First, the NCBE has improved the exam1 specifically to make it harder for the “smart kids”2 to pass just because they are smart. Remember those questions, let’s call them “Roman Numeral Style,” where you get a fact pattern, then a call of the question, and then a series of roman numeral-enumerated statements? Then, the answer choices say something like “I and II but not III” or “II and III but not I.” And, do you remember how the Roman Numeral Style alone allowed you to eliminate certain answers just based on their enumeration and not a substantial understanding of the law?
Well, the NCBE got rid of those. In fact, the NCBE’s methods have become much more sophisticated. They now rely heavily on psychometricians – literally, people who have doctoral degrees in the science of testing. Those psychometricians carefully improved the format and substance of the MBE questions to make them more “valid, reliable, and fair.” Those are terms of art, not vague colloquial verbiage, and psychometricians can test questions for validity, reliability, and fairness. As a result, the questions are “tighter” now in that they actually test knowledge of the law and analytical skills rather than just whether someone can logically game the questions. Therefore, the “smart kids” cannot (usually) pass without genuine study.
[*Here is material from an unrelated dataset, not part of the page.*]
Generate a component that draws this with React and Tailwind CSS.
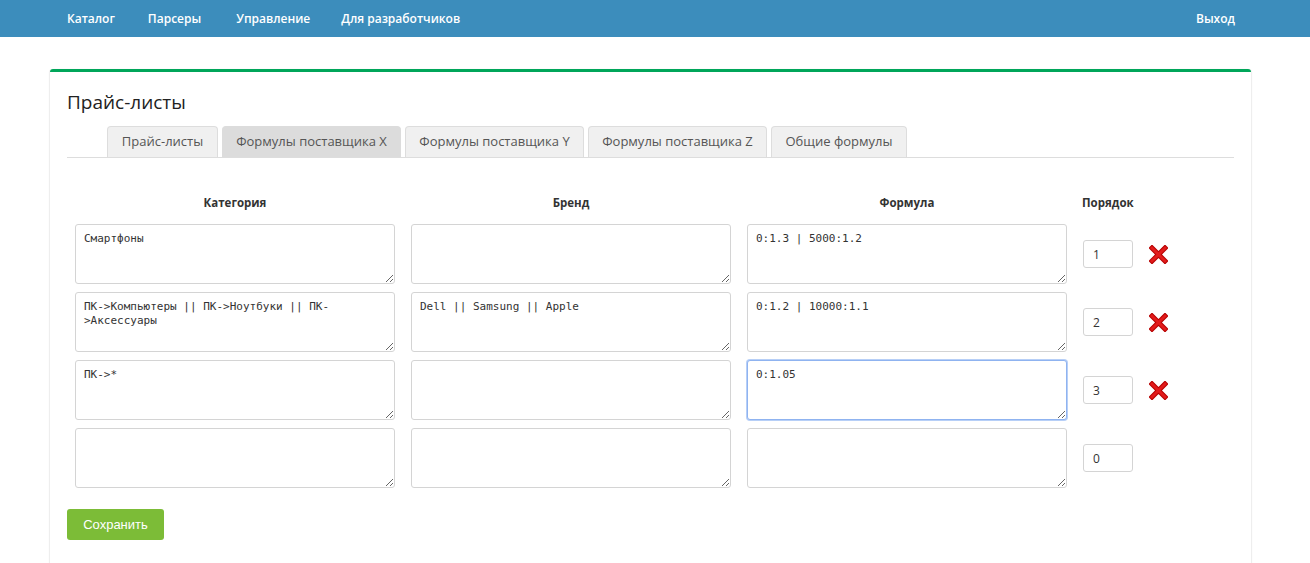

Second, the advice on study time is similarly flawed. Many attorneys do not know that the MBE added a seventh subject of Civil Procedure and that doing so negatively impacted applicants’ “cognitive load.” In addition, many jurisdictions changed cut scores and/ or added subjects to the local part of the exam. On top of THAT, many jurisdictions have diversified the way they test, especially the dozens of jurisdictions adopting the UBE. When I took Massachusetts in 2000, for instance, we took the MBE like everyone else and then encountered ten local law essays on the second test day. However, now that Massachusetts has adopted the UBE, it includes multiple-choice questions, very different essays, and a performance test. As a result, students simply have more to study and practice than they did when I took Florida in 1997 and Massachusetts in 2000. As such, you should be advising applicants to complete more work, not less.
Third, we know a lot more now about the science of learning than even just a few years ago. Back when my judge took the bar exam, the cognitive load was not as substantial, the testing itself was less precise, cut scores were more favorable, and more students could get away with suboptimal study methods. Applicants simply had more margin for error than today. Therefore, telling a 2022 student just to watch videos and read outlines repeatedly (methods cognitive science tells us are less effective) sets them up for falling below that slim margin of error. Do you know what Adaptibar is? Do you know the date on which students should switch from massed to mixed practice? Do you know what score students should achieve on their bar prep company’s midterm? Do you know how the UBE changed your jurisdiction’s exam? Have you attended multiple conferences at the NCBE about how they test? Do you know anything about spaced repetition, metacognition, and forced recall practice? If you do not know these things, you should not be tinkering with students’ microscopic margin of error.
I am not saying that you do not play a critical role in applicants’ bar passage. You certainly do. Please, definitely tell students to work hard. Let them know that you believe they are capable of passing. Tell them about your experience walking into the bar exam and hearing someone say something ludicrous like “the Supreme Court just ruled all torts unconstitutional.” These messages absolutely help. But my concern is with blanket statements (based on a single experience from 20+ years ago with an exam that no longer exists) that will undermine our instructions based on current information and extensive full-time attention to the field. Just as trying some cases in 1997-2003 does not make me an expert on litigating in 2022, sitting for a single bar exam in 1997 does not make one an expert on taking a very different bar exam today.
In sum, your well-intentioned advice should not contradict the experts. We have studied the correlation between completion percentage and bar passage. We have collaborated with hundreds of other academic and bar support faculty around the country. We have had training from those who actually create and grade the exam. Your encouragement given to your new associate/ Assistant District Attorney/ Assistant Public Defender is invaluable. But please realize that inaccurate advice will hurt your would-be lawyer and leave you with an employee without a bar card.
 I do not mean to express an unqualified endorsement of the bar exam status quo. Serious issues exist in how we currently test bar applicants, the most important of which is how the exam impacts Students of Color.
 A more accurate term would actually be “privileged kids.”